→ What you need to do: Transcribe each line of the material as it is, and drop any picture.

→ Information shown:
** START **
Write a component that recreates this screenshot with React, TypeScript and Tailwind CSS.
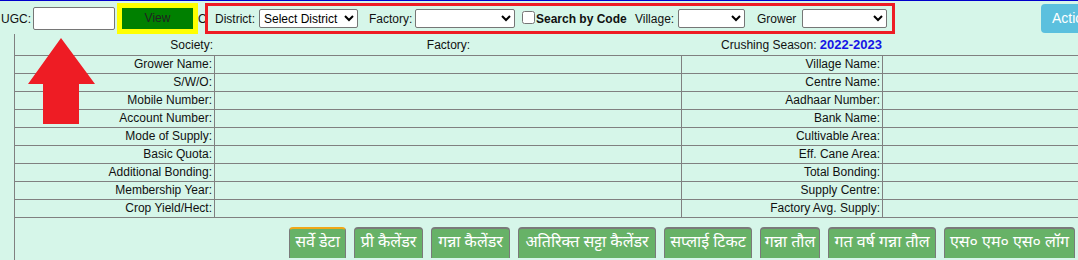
import React from "react";

const leftRows = [
  "Grower Name:",
  "S/W/O:",
  "Mobile Number:",
  "Account Number:",
  "Mode of Supply:",
  "Basic Quota:",
  "Additional Bonding:",
  "Membership Year:",
  "Crop Yield/Hect:",
];

const rightRows = [
  "Village Name:",
  "Centre Name:",
  "Aadhaar Number:",
  "Bank Name:",
  "Cultivable Area:",
  "Eff. Cane Area:",
  "Total Bonding:",
  "Supply Centre:",
  "Factory Avg. Supply:",
];

const tabs = [
  { label: "सर्वे डेटा", w: "w-[57px]", active: true },
  { label: "प्री कैलेंडर", w: "w-[69px]" },
  { label: "गन्ना कैलेंडर", w: "w-[79px]" },
  { label: "अतिरिक्त सट्टा कैलेंडर", w: "w-[138px]" },
  { label: "सप्लाई टिकट", w: "w-[88px]" },
  { label: "गन्ना तौल", w: "w-[60px]" },
  { label: "गत वर्ष गन्ना तौल", w: "w-[108px]" },
  { label: "एस० एम० एस० लॉग", w: "w-[131px]" },
];

function Select({ className }: { className: string }) {
  return (
    <select
      className={`shrink-0 h-[19px] bg-white border border-[#767676] rounded-[2px] text-[12px] text-black ${className}`}
      defaultValue=""
    >
      <option value=""></option>
    </select>
  );
}

export default function App() {
  return (
    <div className="relative w-[1078px] h-[260px] overflow-hidden bg-[#d6f6e9] border-t border-[#0000cc] font-['Liberation_Sans',Arial,sans-serif] text-[12px] text-[#111]">
      {/* filter bar */}
      <div className="flex items-start h-[33px] whitespace-nowrap">
        <span className="mt-[11px] pl-[1px] w-[33px] shrink-0 leading-[14px]">UGC:</span>
        <input
          type="text"
          className="mt-[6px] w-[82px] shrink-0 h-[23px] bg-white border border-[#767676] rounded-[2px]"
        />
        <div className="mt-[2px] ml-[2px] border-[5px] border-[#ffff00] shrink-0">
          <button
            type="button"
            className="block w-[71px] h-[21px] bg-[#008000] text-[#222] text-[12px] leading-[21px]"
          >
            View
          </button>
        </div>
        <span className="mt-[11px] w-[7px] shrink-0 overflow-hidden leading-[14px]">OR</span>
        <div className="mt-[2px] flex items-center h-[31px] w-[690px] shrink-0 border-[3px] border-[#ee1c24] pl-[7px]">
          <span className="w-[44px] shrink-0">District:</span>
          <select
            className="shrink-0 w-[99px] h-[19px] bg-white border border-[#767676] rounded-[2px] text-[12px] text-black"
            defaultValue="0"
          >
            <option value="0">Select District</option>
          </select>
          <span className="ml-[11px] w-[46px] shrink-0">Factory:</span>
          <Select className="w-[100px]" />
          <input type="checkbox" className="ml-[7px] shrink-0 w-[13px] h-[13px] mb-[2px]" />
          <span className="ml-[1px] w-[99px] shrink-0 font-bold">Search by Code</span>
          <span className="w-[43px] shrink-0">Village:</span>
          <Select className="w-[67px]" />
          <span className="ml-[12px] w-[45px] shrink-0">Grower</span>
          <Select className="w-[85px]" />
        </div>
        <button
          type="button"
          className="mt-[3px] ml-[146px] shrink-0 w-[80px] h-[29px] rounded-[4px] bg-[#5bc0de] text-white text-[14px] text-left pl-[11px]"
        >
          Action
        </button>
      </div>

      {/* details grid */}
      <div className="ml-[14px] w-[1300px] border-l border-[#808080]">
        <div className="flex h-[21px] items-center">
          <div className="w-[200px] text-right pr-[2px]">Society:</div>
          <div className="w-[467px] text-center">Factory:</div>
          <div className="w-[201px] text-right pr-[1px]">
            Crushing Season:{" "}
            <span className="font-bold text-[13px] text-[#1414e6]">2022-2023</span>
          </div>
        </div>
        {leftRows.map((label, i) => (
          <div key={label} className="flex h-[18px] border-t border-[#808080]">
            <div className="w-[200px] border-r border-[#808080] text-right pr-[2px] leading-[17px]">
              {label}
            </div>
            <div className="w-[467px] border-r border-[#808080]"></div>
            <div className="w-[201px] border-r border-[#808080] text-right pr-[2px] leading-[17px]">
              {rightRows[i]}
            </div>
            <div className="w-[400px]"></div>
          </div>
        ))}
        <div className="border-t border-[#808080] h-[60px] pt-[9px] pl-[274px] flex gap-[8px]">
          {tabs.map((t) => (
            <button
              key={t.label}
              type="button"
              className={`${t.w} shrink-0 h-[31px] bg-[#67b267] text-white text-[16px] leading-[26px] rounded-t-[4px] border border-b-0 border-[#7a7a7a] whitespace-nowrap overflow-hidden font-['Noto_Sans_Devanagari','Lohit_Devanagari',Mangal,'Noto_Sans',sans-serif] ${
                t.active ? "border-t-2 border-t-[#f0a818]" : "border-t-2"
              }`}
            >
              {t.label}
            </button>
          ))}
        </div>
      </div>

      {/* red arrow pointing at UGC input */}
      <svg
        className="absolute left-[28px] top-[37px]"
        width="68"
        height="86"
        viewBox="0 0 68 86"
      >
        <polygon points="33,0 67,46 51,46 51,86 15,86 15,46 0,46" fill="#ee1c24" />
      </svg>
    </div>
  );
}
** END **
→ Reply to the exercise:
Write a component that recreates this screenshot with React, TypeScript and Tailwind CSS.
import React from "react";

const leftRows = [
  "Grower Name:",
  "S/W/O:",
  "Mobile Number:",
  "Account Number:",
  "Mode of Supply:",
  "Basic Quota:",
  "Additional Bonding:",
  "Membership Year:",
  "Crop Yield/Hect:",
];

const rightRows = [
  "Village Name:",
  "Centre Name:",
  "Aadhaar Number:",
  "Bank Name:",
  "Cultivable Area:",
  "Eff. Cane Area:",
  "Total Bonding:",
  "Supply Centre:",
  "Factory Avg. Supply:",
];

const tabs = [
  { label: "सर्वे डेटा", w: "w-[57px]", active: true },
  { label: "प्री कैलेंडर", w: "w-[69px]" },
  { label: "गन्ना कैलेंडर", w: "w-[79px]" },
  { label: "अतिरिक्त सट्टा कैलेंडर", w: "w-[138px]" },
  { label: "सप्लाई टिकट", w: "w-[88px]" },
  { label: "गन्ना तौल", w: "w-[60px]" },
  { label: "गत वर्ष गन्ना तौल", w: "w-[108px]" },
  { label: "एस० एम० एस० लॉग", w: "w-[131px]" },
];

function Select({ className }: { className: string }) {
  return (
    <select
      className={`shrink-0 h-[19px] bg-white border border-[#767676] rounded-[2px] text-[12px] text-black ${className}`}
      defaultValue=""
    >
      <option value=""></option>
    </select>
  );
}

export default function App() {
  return (
    <div className="relative w-[1078px] h-[260px] overflow-hidden bg-[#d6f6e9] border-t border-[#0000cc] font-['Liberation_Sans',Arial,sans-serif] text-[12px] text-[#111]">
      {/* filter bar */}
      <div className="flex items-start h-[33px] whitespace-nowrap">
        <span className="mt-[11px] pl-[1px] w-[33px] shrink-0 leading-[14px]">UGC:</span>
        <input
          type="text"
          className="mt-[6px] w-[82px] shrink-0 h-[23px] bg-white border border-[#767676] rounded-[2px]"
        />
        <div className="mt-[2px] ml-[2px] border-[5px] border-[#ffff00] shrink-0">
          <button
            type="button"
            className="block w-[71px] h-[21px] bg-[#008000] text-[#222] text-[12px] leading-[21px]"
          >
            View
          </button>
        </div>
        <span className="mt-[11px] w-[7px] shrink-0 overflow-hidden leading-[14px]">OR</span>
        <div className="mt-[2px] flex items-center h-[31px] w-[690px] shrink-0 border-[3px] border-[#ee1c24] pl-[7px]">
          <span className="w-[44px] shrink-0">District:</span>
          <select
            className="shrink-0 w-[99px] h-[19px] bg-white border border-[#767676] rounded-[2px] text-[12px] text-black"
            defaultValue="0"
          >
            <option value="0">Select District</option>
          </select>
          <span className="ml-[11px] w-[46px] shrink-0">Factory:</span>
          <Select className="w-[100px]" />
          <input type="checkbox" className="ml-[7px] shrink-0 w-[13px] h-[13px] mb-[2px]" />
          <span className="ml-[1px] w-[99px] shrink-0 font-bold">Search by Code</span>
          <span className="w-[43px] shrink-0">Village:</span>
          <Select className="w-[67px]" />
          <span className="ml-[12px] w-[45px] shrink-0">Grower</span>
          <Select className="w-[85px]" />
        </div>
        <button
          type="button"
          className="mt-[3px] ml-[146px] shrink-0 w-[80px] h-[29px] rounded-[4px] bg-[#5bc0de] text-white text-[14px] text-left pl-[11px]"
        >
          Action
        </button>
      </div>

      {/* details grid */}
      <div className="ml-[14px] w-[1300px] border-l border-[#808080]">
        <div className="flex h-[21px] items-center">
          <div className="w-[200px] text-right pr-[2px]">Society:</div>
          <div className="w-[467px] text-center">Factory:</div>
          <div className="w-[201px] text-right pr-[1px]">
            Crushing Season:{" "}
            <span className="font-bold text-[13px] text-[#1414e6]">2022-2023</span>
          </div>
        </div>
        {leftRows.map((label, i) => (
          <div key={label} className="flex h-[18px] border-t border-[#808080]">
            <div className="w-[200px] border-r border-[#808080] text-right pr-[2px] leading-[17px]">
              {label}
            </div>
            <div className="w-[467px] border-r border-[#808080]"></div>
            <div className="w-[201px] border-r border-[#808080] text-right pr-[2px] leading-[17px]">
              {rightRows[i]}
            </div>
            <div className="w-[400px]"></div>
          </div>
        ))}
        <div className="border-t border-[#808080] h-[60px] pt-[9px] pl-[274px] flex gap-[8px]">
          {tabs.map((t) => (
            <button
              key={t.label}
              type="button"
              className={`${t.w} shrink-0 h-[31px] bg-[#67b267] text-white text-[16px] leading-[26px] rounded-t-[4px] border border-b-0 border-[#7a7a7a] whitespace-nowrap overflow-hidden font-['Noto_Sans_Devanagari','Lohit_Devanagari',Mangal,'Noto_Sans',sans-serif] ${
                t.active ? "border-t-2 border-t-[#f0a818]" : "border-t-2"
              }`}
            >
              {t.label}
            </button>
          ))}
        </div>
      </div>

      {/* red arrow pointing at UGC input */}
      <svg
        className="absolute left-[28px] top-[37px]"
        width="68"
        height="86"
        viewBox="0 0 68 86"
      >
        <polygon points="33,0 67,46 51,46 51,86 15,86 15,46 0,46" fill="#ee1c24" />
      </svg>
    </div>
  );
}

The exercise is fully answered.